A cura di Mauro Valeri
Il recente episodio accaduto in seconda categoria, come troppo spesso accade, è riuscito a guadagnarsi una qualche attenzione solo per il coraggioso quanto eclatante gesto messo in atto dalla società giovanile Rimini. Ovvero, la “minaccia” di ritirare la squadra dal campionato per i continui insulti razzisti che ricevono i giocatori. Nulla di nuovo, anche nell’atteggiamento del presidente del Comitato provinciale della Figc di Rimini, che non solo ha minimizzato l’accaduto ma ha anche avanzato illazioni che quello del razzismo sia una semplice scusa per nascondere altri problemi.
In realtà, il problema non riguarda soltanto le cosiddette “categorie minori”, ma anche i campionati pro dove ha raggiunto livelli da vero e proprio allarme. A dirlo sono le stesse sentenze emesse dal giudice sportivo e raccolte dall’Osservatorio sul razzismo nel calcio. Con l’ultimo episodio registrato nella partita di seconda divisione Santarcangelo-Lecco, che ha visto i tifosi del Lecco “intonare reiteratamente cori offensivi e inneggianti alla discriminazione razziale nei confronti di un calciatore di colore del Santarcangelo in occasione delle sue giocate” siamo a 44 episodi. Se si tiene conto che negli ultimi dieci anni la media stagionale è di 50 episodi (già di per sé piuttosto elevata), c’è da dire che quello attuale potrebbe essere uno dei campionati “più razzisti” degli ultimi tempi.
Dopo diverse stagioni, al primo posto troviamo gli episodi registrati in serie A (ben 19), seguiti da quelli di serie B (10). Quindi, siamo di fronte ad un razzismo che riguarda le categorie maggiori, senza che questo però abbia sollevato alcun serio dibattito sul problema. Forse perché dimostrerebbe che le misure antiviolenza proposte negli ultimi anni non hanno avuto alcun effetto sul fenomeno della discriminazione razziale?

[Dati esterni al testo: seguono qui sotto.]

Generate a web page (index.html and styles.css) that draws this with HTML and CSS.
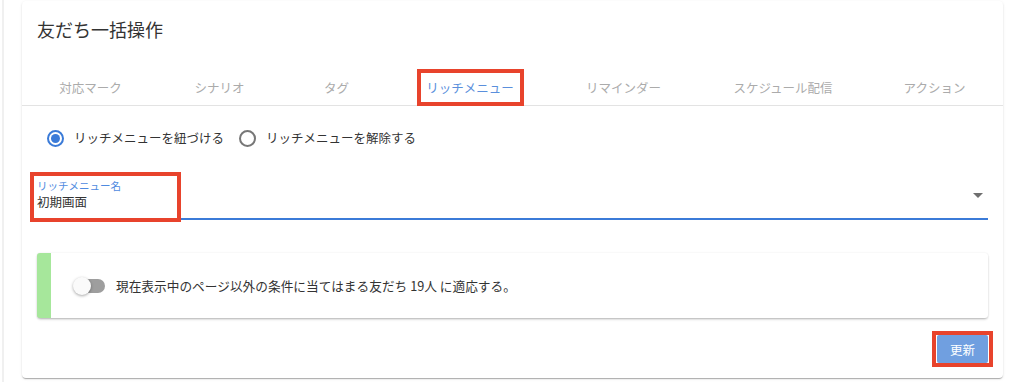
FILE: index.html
```html
<!DOCTYPE html>
<html lang="ja">
<head>
<meta charset="utf-8">
<title>友だち一括操作</title>
<link rel="stylesheet" href="styles.css">
</head>
<body>
<div class="page">
  <div class="rail"></div>
  <section class="card">
    <h1 class="title">友だち一括操作</h1>
    <nav class="tabs">
      <div class="tab">対応マーク</div>
      <div class="tab">シナリオ</div>
      <div class="tab">タグ</div>
      <div class="tab active"><span class="mark mark-tab">リッチメニュー</span></div>
      <div class="tab">リマインダー</div>
      <div class="tab">スケジュール配信</div>
      <div class="tab">アクション</div>
    </nav>
    <div class="body">
      <div class="radios">
        <label class="radio checked"><span class="ring"></span>リッチメニューを紐づける</label>
        <label class="radio"><span class="ring"></span>リッチメニューを解除する</label>
      </div>
      <div class="field">
        <span class="field-mark"></span>
        <div class="flabel">リッチメニュー名</div>
        <div class="fvalue">初期画面</div>
        <span class="caret"></span>
      </div>
      <div class="alert">
        <span class="switch"><span class="track"></span><span class="thumb"></span></span>
        <span class="alert-text">現在表示中のページ以外の条件に当てはまる友だち 19人 に適応する。</span>
      </div>
      <div class="actions">
        <span class="mark mark-btn"><button class="btn" type="button">更新</button></span>
      </div>
    </div>
  </section>
</div>
</body>
</html>
```
FILE: styles.css
```css
* { box-sizing: border-box; }
html, body { margin: 0; padding: 0; background: #ffffff; }
body {
  font-family: "Noto Sans CJK JP", "Noto Sans", sans-serif;
  color: #333333;
  width: 1024px;
  height: 382px;
  overflow: hidden;
}
.page {
  display: flex;
  padding-top: 1px;
  height: 382px;
}
.rail {
  width: 2px;
  margin-left: 2px;
  margin-right: 18px;
  background: #f0f0f0;
  height: 382px;
  margin-top: -1px;
}
.card {
  width: 981px;
  align-self: flex-start;
  background: #fff;
  border-radius: 4px;
  box-shadow: 0 2px 1px -1px rgba(0,0,0,.18), 0 1px 1px 0 rgba(0,0,0,.12), 0 1px 3px 0 rgba(0,0,0,.10);
}
.title {
  margin: 0;
  padding: 15px 15px 0;
  font-size: 18px;
  line-height: 27px;
  font-weight: 400;
  color: #333;
}
.tabs {
  display: grid;
  grid-template-columns: 137fr 121fr 113fr 154fr 153fr 166fr 137fr;
  margin-top: 27px;
  height: 36px;
  border-bottom: 1px solid #e3e3e3;
}
.tab {
  display: flex;
  justify-content: center;
  align-items: flex-start;
  padding-top: 8px;
  font-size: 12.5px;
  line-height: 19px;
  color: #ababab;
  white-space: nowrap;
}
.tab.active { color: #5a8fdc; }
.mark { position: relative; display: inline-block; }
.mark::after {
  content: "";
  position: absolute;
  border: 4px solid #e8432c;
  pointer-events: none;
}
.mark-tab::after { left: -9px; right: -10px; top: -9px; bottom: -9px; }
.body { padding: 22px 15px 15px; }
.radios {
  display: flex;
  align-items: center;
  height: 20px;
}
.radio {
  display: flex;
  align-items: center;
  font-size: 12.5px;
  line-height: 20px;
  color: #333;
  margin-right: 15px;
}
.ring {
  width: 17px;
  height: 17px;
  border-radius: 50%;
  border: 2px solid #777;
  margin-left: 10px;
  margin-right: 10px;
  display: flex;
  align-items: center;
  justify-content: center;
}
.radio + .radio .ring { margin-left: 0; }
.radio.checked .ring { border-color: #3b7bd8; }
.radio.checked .ring::after {
  content: "";
  width: 9px;
  height: 9px;
  border-radius: 50%;
  background: #3b7bd8;
}
.field {
  position: relative;
  margin-top: 28px;
  padding-top: 3px;
  padding-bottom: 7px;
  border-bottom: 2px solid #3b7bd8;
}
.field-mark {
  position: absolute;
  left: -7px;
  top: -4px;
  width: 151px;
  height: 50px;
  border: 4px solid #e8432c;
}
.flabel {
  font-size: 10.5px;
  line-height: 14px;
  color: #4f8ae0;
}
.fvalue {
  font-size: 12.5px;
  line-height: 18px;
  color: #333;
}
.caret {
  position: absolute;
  right: 5px;
  top: 17px;
  width: 0;
  height: 0;
  border-left: 5px solid transparent;
  border-right: 5px solid transparent;
  border-top: 5px solid #6f6f6f;
}
.alert {
  margin-top: 33px;
  height: 65px;
  display: flex;
  align-items: center;
  border-left: 14px solid #a6e79b;
  border-radius: 3px;
  padding-left: 22px;
  background: #fff;
  box-shadow: 0 2px 3px -1px rgba(0,0,0,.22), 0 1px 2px 0 rgba(0,0,0,.10), 0 0 2px 0 rgba(0,0,0,.08);
}
.switch {
  position: relative;
  width: 32px;
  height: 18px;
  flex: none;
}
.track {
  position: absolute;
  left: 9px;
  top: 2px;
  width: 23px;
  height: 14px;
  border-radius: 7px;
  background: #9e9e9e;
}
.thumb {
  position: absolute;
  left: 0;
  top: 0;
  width: 18px;
  height: 18px;
  border-radius: 50%;
  background: #fafafa;
  box-shadow: 0 1px 3px rgba(0,0,0,.35);
}
.alert-text {
  margin-left: 11px;
  font-size: 12.7px;
  line-height: 18px;
  color: #333;
}
.actions {
  display: flex;
  justify-content: flex-end;
  margin-top: 17px;
}
.mark-btn::after { left: -5px; right: -5px; top: -4px; bottom: -4px; }
.btn {
  display: block;
  width: 51px;
  height: 28px;
  border: none;
  border-radius: 2px;
  background: #709fe0;
  color: #fff;
  font-family: inherit;
  font-size: 12.5px;
  padding: 0;
}
```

A dimostrazione che la situazione sia da vero allarme ci sono le ultime sentenze dei giudici sportivi. In serie B, il Verona, dopo la partita contro il Torino, ha rimediato 40.000 euro di multa (con diffida, per via della “recidiva reiterata e specifica”: siamo al terzo episodio relativo alla discriminazione razziale attribuito al Verona). Nonostante siano diverse le società che potrebbero vantare una certa recidiva, solo ora il giudice sportivo ha deciso di applicarla, forse perché consapevole che la situazione sta per sfuggire di mano. Anche perché finora i giudici sportivi di serie A e B hanno sempre riconosciuto l’attenuante (ex art.13 del CGS), “per avere la Società concretamente operato con le forze dell’ordine a fini preventivi e di vigilanza”.

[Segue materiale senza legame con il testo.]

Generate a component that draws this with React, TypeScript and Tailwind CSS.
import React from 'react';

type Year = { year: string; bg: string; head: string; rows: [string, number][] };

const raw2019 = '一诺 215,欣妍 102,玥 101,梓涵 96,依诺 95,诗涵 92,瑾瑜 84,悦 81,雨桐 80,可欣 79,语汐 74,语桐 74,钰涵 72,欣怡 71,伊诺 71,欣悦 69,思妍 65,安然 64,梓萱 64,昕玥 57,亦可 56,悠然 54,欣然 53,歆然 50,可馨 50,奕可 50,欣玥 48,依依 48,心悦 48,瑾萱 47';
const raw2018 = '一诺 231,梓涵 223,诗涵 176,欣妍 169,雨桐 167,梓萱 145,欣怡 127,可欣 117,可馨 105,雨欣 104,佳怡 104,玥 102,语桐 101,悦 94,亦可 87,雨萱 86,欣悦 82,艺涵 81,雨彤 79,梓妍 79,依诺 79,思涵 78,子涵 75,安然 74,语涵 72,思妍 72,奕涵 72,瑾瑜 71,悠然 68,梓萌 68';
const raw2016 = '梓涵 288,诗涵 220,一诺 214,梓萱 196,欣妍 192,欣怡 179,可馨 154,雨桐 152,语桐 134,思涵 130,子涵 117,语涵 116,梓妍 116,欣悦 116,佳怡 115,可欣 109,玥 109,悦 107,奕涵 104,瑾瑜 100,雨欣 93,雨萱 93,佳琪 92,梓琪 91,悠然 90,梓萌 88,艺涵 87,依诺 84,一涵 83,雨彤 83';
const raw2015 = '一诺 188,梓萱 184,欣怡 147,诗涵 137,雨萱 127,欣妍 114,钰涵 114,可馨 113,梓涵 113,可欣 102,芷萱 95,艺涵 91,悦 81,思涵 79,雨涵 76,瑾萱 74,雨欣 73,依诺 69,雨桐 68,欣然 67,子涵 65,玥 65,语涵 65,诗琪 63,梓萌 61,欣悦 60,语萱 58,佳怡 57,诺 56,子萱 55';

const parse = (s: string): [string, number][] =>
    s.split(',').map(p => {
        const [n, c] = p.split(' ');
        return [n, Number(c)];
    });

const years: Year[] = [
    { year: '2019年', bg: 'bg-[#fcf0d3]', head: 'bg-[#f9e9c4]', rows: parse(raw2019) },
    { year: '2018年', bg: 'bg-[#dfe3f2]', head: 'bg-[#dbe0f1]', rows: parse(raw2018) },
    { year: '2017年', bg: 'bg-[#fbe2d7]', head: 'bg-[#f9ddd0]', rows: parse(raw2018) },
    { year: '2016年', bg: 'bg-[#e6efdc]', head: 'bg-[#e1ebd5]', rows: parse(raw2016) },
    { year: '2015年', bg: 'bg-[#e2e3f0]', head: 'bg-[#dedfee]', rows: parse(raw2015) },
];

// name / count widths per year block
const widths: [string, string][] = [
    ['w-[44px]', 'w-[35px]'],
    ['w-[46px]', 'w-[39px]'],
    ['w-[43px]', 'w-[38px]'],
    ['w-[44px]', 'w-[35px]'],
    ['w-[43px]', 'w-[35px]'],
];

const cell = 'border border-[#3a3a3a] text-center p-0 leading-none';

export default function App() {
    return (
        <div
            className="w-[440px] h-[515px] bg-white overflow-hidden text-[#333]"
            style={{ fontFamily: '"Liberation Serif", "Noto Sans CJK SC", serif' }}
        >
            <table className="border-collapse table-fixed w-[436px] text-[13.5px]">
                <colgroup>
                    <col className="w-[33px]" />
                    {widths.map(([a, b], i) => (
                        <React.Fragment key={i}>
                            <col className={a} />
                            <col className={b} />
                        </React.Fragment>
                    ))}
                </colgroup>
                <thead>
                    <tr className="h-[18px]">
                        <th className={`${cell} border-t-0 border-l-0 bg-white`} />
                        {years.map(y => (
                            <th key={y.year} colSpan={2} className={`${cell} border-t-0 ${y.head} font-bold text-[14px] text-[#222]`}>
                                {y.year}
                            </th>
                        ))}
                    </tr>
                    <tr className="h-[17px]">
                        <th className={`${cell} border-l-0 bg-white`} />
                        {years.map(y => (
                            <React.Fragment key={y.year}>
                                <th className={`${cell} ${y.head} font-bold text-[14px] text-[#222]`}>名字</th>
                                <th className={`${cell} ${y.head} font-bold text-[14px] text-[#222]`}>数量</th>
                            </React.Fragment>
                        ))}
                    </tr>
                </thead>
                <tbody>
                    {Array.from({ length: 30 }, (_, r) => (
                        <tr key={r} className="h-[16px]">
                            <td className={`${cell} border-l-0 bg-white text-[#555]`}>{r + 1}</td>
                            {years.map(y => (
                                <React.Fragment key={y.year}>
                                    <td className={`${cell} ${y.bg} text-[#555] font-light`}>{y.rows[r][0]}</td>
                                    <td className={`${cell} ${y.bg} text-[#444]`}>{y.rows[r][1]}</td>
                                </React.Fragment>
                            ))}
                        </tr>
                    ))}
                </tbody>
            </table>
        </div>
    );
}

Curiosamente, l’eventuale attività contro il razzismo messo in atto dalla Società (così come invocata dallo stesso presidente del Verona) non è mai presa in considerazione, obbligando ad interpretare il contrasto al razzismo soltanto in termini di collaborazione con le forze dell’ordine e non di valorizzazione di una vera cultura sportiva.
L’altra novità è il riconoscimento della recidiva anche al Lecco (seconda divisione), una new entry in questa stagione, che in due gare – contro il Montichiari e contro il Santarcangelo – ha rimediato due ammende di quasi 12.000 euro. Sarebbe forse interessante capire cosa stia accadendo a Lecco, per questa improvvisa recrudescenza.
La tifoseria che resta saldamente al primo posto di questa classifica degli orrori è ancora la Lazio (6 episodi), seguita a “parimerito” da quelle della Juventus e del Padova (4), per le quali però la recidiva non è stata mai prevista (e non si sa bene il perché).
Infine un ulteriore dato: la somma delle ammende alle Società per la loro responsabilità oggettiva per i soli episodi di discriminazione razziale è stimabile intorno ai 241.000 euro, sul cui riutilizzo da anni avanziamo una semplice proposta: finanziare attività contro il razzismo nel calcio. Ma da questo orecchio (e in parte anche dall’altro) le istituzioni del calcio sembrano proprio non volerci sentire.